Line 10 to 12 are parsing the text of the function definition into tokens.

At lines 14 and 15, we initialize 2 variables which are used to keep track of the nesting depth. $NestingDepth represents the nesting level at any given point in time. The different values of $NestingDepth at different points in time are stored in $NestingDepthValues.

Line 16 : we get all the tokens corresponding to curly braces. ‘AtCurly‘ is a special case, these are the tokens representing opening braces for hashtables. I chose to include the curly braces for hashtables in the nesting calculation because there can be scriptblocks and expressions inside hashtables.

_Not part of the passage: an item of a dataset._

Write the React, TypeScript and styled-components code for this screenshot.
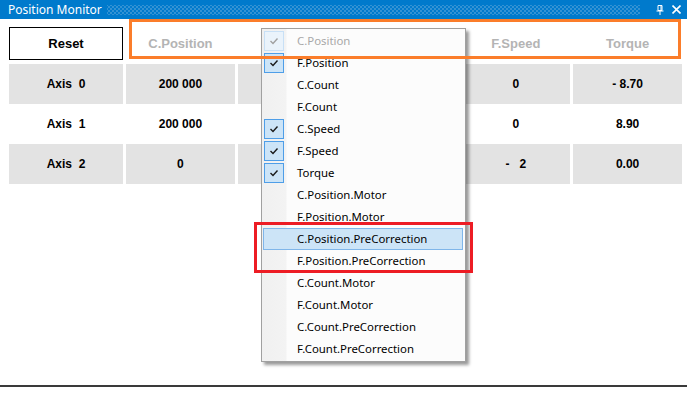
import React from 'react';
import styled, { createGlobalStyle, css } from 'styled-components';

const GlobalStyle = createGlobalStyle`
  html, body { margin: 0; padding: 0; background: #fff; overflow: hidden; }
  * { box-sizing: border-box; }
`;

const Window = styled.div`
  position: relative;
  width: 687px;
  height: 394px;
  display: flex;
  flex-direction: column;
  background: #fff;
  font-family: "Liberation Sans", Arial, sans-serif;
`;

const TitleBar = styled.div`
  height: 19px;
  background: #007acc;
  display: flex;
  align-items: center;
  padding: 0 6px 0 8px;
`;

const Title = styled.span`
  color: #fff;
  font-family: "Noto Sans", "Open Sans", sans-serif;
  font-size: 12px;
  line-height: 19px;
`;

const Grip = styled.div`
  flex: 1;
  height: 10px;
  margin: 0 8px 0 5px;
  background-image:
    radial-gradient(circle, #4f9fd8 0.6px, transparent 0.9px),
    radial-gradient(circle, #4f9fd8 0.6px, transparent 0.9px);
  background-size: 4px 4px, 4px 4px;
  background-position: 0 0, 2px 2px;
`;

const TitleIcon = styled.svg`
  display: block;
  flex: none;
  margin-left: 8px;
`;

const Content = styled.div`
  flex: 1;
  padding: 8px 5px 0 9px;
  display: flex;
  flex-direction: column;
  gap: 4px;
`;

const Row = styled.div<{ $height: number }>`
  display: grid;
  grid-template-columns: 114px repeat(5, 1fr);
  column-gap: 3px;
  height: ${(p) => p.$height}px;
`;

const Rows = styled.div`
  display: flex;
  flex-direction: column;
`;

const ResetButton = styled.button`
  border: 1px solid #000;
  background: #fff;
  font-family: "Liberation Sans", Arial, sans-serif;
  font-weight: bold;
  font-size: 13px;
  color: #000;
  padding: 0;
  margin: 0;
`;

const HeaderLabel = styled.div`
  display: flex;
  align-items: center;
  justify-content: center;
  font-weight: bold;
  font-size: 13px;
  color: #b4b4b4;
`;

const Cell = styled.div<{ $shaded: boolean }>`
  display: flex;
  align-items: center;
  justify-content: center;
  font-weight: bold;
  font-size: 12px;
  color: #000;
  white-space: pre;
  background: ${(p) => (p.$shaded ? '#e3e3e3' : '#fff')};
`;

const BottomLine = styled.div`
  height: 2px;
  background: #3a3a3a;
  margin-bottom: 7px;
`;

const Menu = styled.div`
  position: absolute;
  left: 261px;
  top: 28px;
  width: 205px;
  border: 1px solid #a0a0a0;
  padding: 1px 2px 1px 1px;
  background: linear-gradient(to right, #f0f0f0 0, #f3f3f3 24px, #fcfcfc 25px);
  box-shadow: 3px 3px 3px rgba(0, 0, 0, 0.4);
  font-family: "Noto Sans", "Open Sans", sans-serif;
  font-size: 11.4px;
`;

const MenuItem = styled.div<{ $disabled?: boolean; $active?: boolean }>`
  height: 22px;
  display: flex;
  align-items: center;
  border: 1px solid transparent;
  color: ${(p) => (p.$disabled ? '#a8a8a8' : '#000')};
  ${(p) =>
    p.$active &&
    css`
      background: #cce4f7;
      border-color: #7fb6ea;
    `}
`;

const CheckBox = styled.div<{ $checked: boolean; $disabled?: boolean }>`
  width: 20px;
  height: 20px;
  flex: none;
  display: flex;
  align-items: center;
  justify-content: center;
  border: 1px solid transparent;
  ${(p) =>
    p.$checked &&
    css`
      background: ${p.$disabled ? '#eaf3fb' : '#cce4f7'};
      border-color: ${p.$disabled ? '#c8e0f6' : '#4e9ee8'};
    `}
`;

const ItemLabel = styled.span`
  margin-left: 13px;
  line-height: 20px;
`;

const Annotation = styled.div<{ $color: string }>`
  position: absolute;
  border: 3px solid ${(p) => p.$color};
  pointer-events: none;
`;

const columns = ['C.Position', 'F.Position', 'C.Speed', 'F.Speed', 'Torque'];

// values of F.Position and C.Speed lie under the open menu and are not visible
const rows = [
  { axis: 'Axis  0', values: ['200 000', '', '', '0', '- 8.70'] },
  { axis: 'Axis  1', values: ['200 000', '', '', '0', '8.90'] },
  { axis: 'Axis  2', values: ['0', '', '', '-   2', '0.00'] },
];

const menuItems: { label: string; checked?: boolean; disabled?: boolean; active?: boolean }[] = [
  { label: 'C.Position', checked: true, disabled: true },
  { label: 'F.Position', checked: true },
  { label: 'C.Count' },
  { label: 'F.Count' },
  { label: 'C.Speed', checked: true },
  { label: 'F.Speed', checked: true },
  { label: 'Torque', checked: true },
  { label: 'C.Position.Motor' },
  { label: 'F.Position.Motor' },
  { label: 'C.Position.PreCorrection', active: true },
  { label: 'F.Position.PreCorrection' },
  { label: 'C.Count.Motor' },
  { label: 'F.Count.Motor' },
  { label: 'C.Count.PreCorrection' },
  { label: 'F.Count.PreCorrection' },
];

const Check = ({ color }: { color: string }) => (
  <svg width="10" height="8" viewBox="0 0 10 8">
    <polyline points="1.5,4 4,6.5 8.5,1.5" fill="none" stroke={color} strokeWidth="1.4" />
  </svg>
);

export default function App() {
  return (
    <>
      <GlobalStyle />
      <Window>
        <TitleBar>
          <Title>Position Monitor</Title>
          <Grip />
          <TitleIcon width="8" height="11" viewBox="0 0 8 11">
            <path d="M2 1.5h4v5H2z" fill="none" stroke="#fff" strokeWidth="1" />
            <path d="M5 1.5v5" stroke="#fff" strokeWidth="1" />
            <path d="M0.5 7h7" stroke="#fff" strokeWidth="1" />
            <path d="M4 7v4" stroke="#fff" strokeWidth="1" />
          </TitleIcon>
          <TitleIcon width="9" height="9" viewBox="0 0 9 9">
            <path d="M0.5 0.5l8 8M8.5 0.5l-8 8" stroke="#fff" strokeWidth="1.6" />
          </TitleIcon>
        </TitleBar>
        <Content>
          <Row $height={33}>
            <ResetButton>Reset</ResetButton>
            {columns.map((c) => (
              <HeaderLabel key={c}>{c}</HeaderLabel>
            ))}
          </Row>
          <Rows>
            {rows.map((r, i) => (
              <Row $height={40} key={r.axis}>
                <Cell $shaded={i % 2 === 0}>{r.axis}</Cell>
                {r.values.map((v, j) => (
                  <Cell $shaded={i % 2 === 0} key={j}>
                    {v}
                  </Cell>
                ))}
              </Row>
            ))}
          </Rows>
        </Content>
        <BottomLine />
        <Menu>
          {menuItems.map((m) => (
            <MenuItem key={m.label} $disabled={m.disabled} $active={m.active}>
              <CheckBox $checked={!!m.checked} $disabled={m.disabled}>
                {m.checked && <Check color={m.disabled ? '#a0a0a0' : '#1a1a1a'} />}
              </CheckBox>
              <ItemLabel>{m.label}</ItemLabel>
            </MenuItem>
          ))}
        </Menu>
        <Annotation $color="#fb7d2a" style={{ left: 129, top: 19, width: 552, height: 40 }} />
        <Annotation $color="#ed1c24" style={{ left: 254, top: 222, width: 219, height: 51 }} />
      </Window>
    </>
  );
}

The core of this function is the Foreach loop (line 25 to 34). It loops through all the curly brace tokens and it increments by 1 the nesting depth if it is an opening curly brace and decrements it by 1 if it is a closing brace. Then, the new nesting depth value is added to $NestingDepthValues, which keeps track of all the different values of nesting depth.

When we are done looping through the curly brace tokens, we take all the values in $NestingDepthValues and we keep the highest one.

Let’s run that against our dummy function :

C:\> Measure-FunctionMaxNestingDepth $DummyFunction
4
    

 
As expected, the maximum nesting depth of the dummy function is 4.

Great, but is 4 a good number or a bad number ?
As you probably guessed, the answer is : it depends. But there seems to be a consensus, even across different languages (Java on this page and C# here) : nesting depth of 4 or higher is complex, nesting depth of 8 or higher is extremely complex.

With these 2 complementary metrics, we have a basis to make decisions on whether or not we should split our code into smaller, simpler functions. We can also use these metrics to track our progress when refactoring a PowerShell project, to ensure we are making it more understandable, testable and maintainable. Technical excellence is not a destination, it’s a journey. So how the numbers are changing over time is more important than the numbers themselves.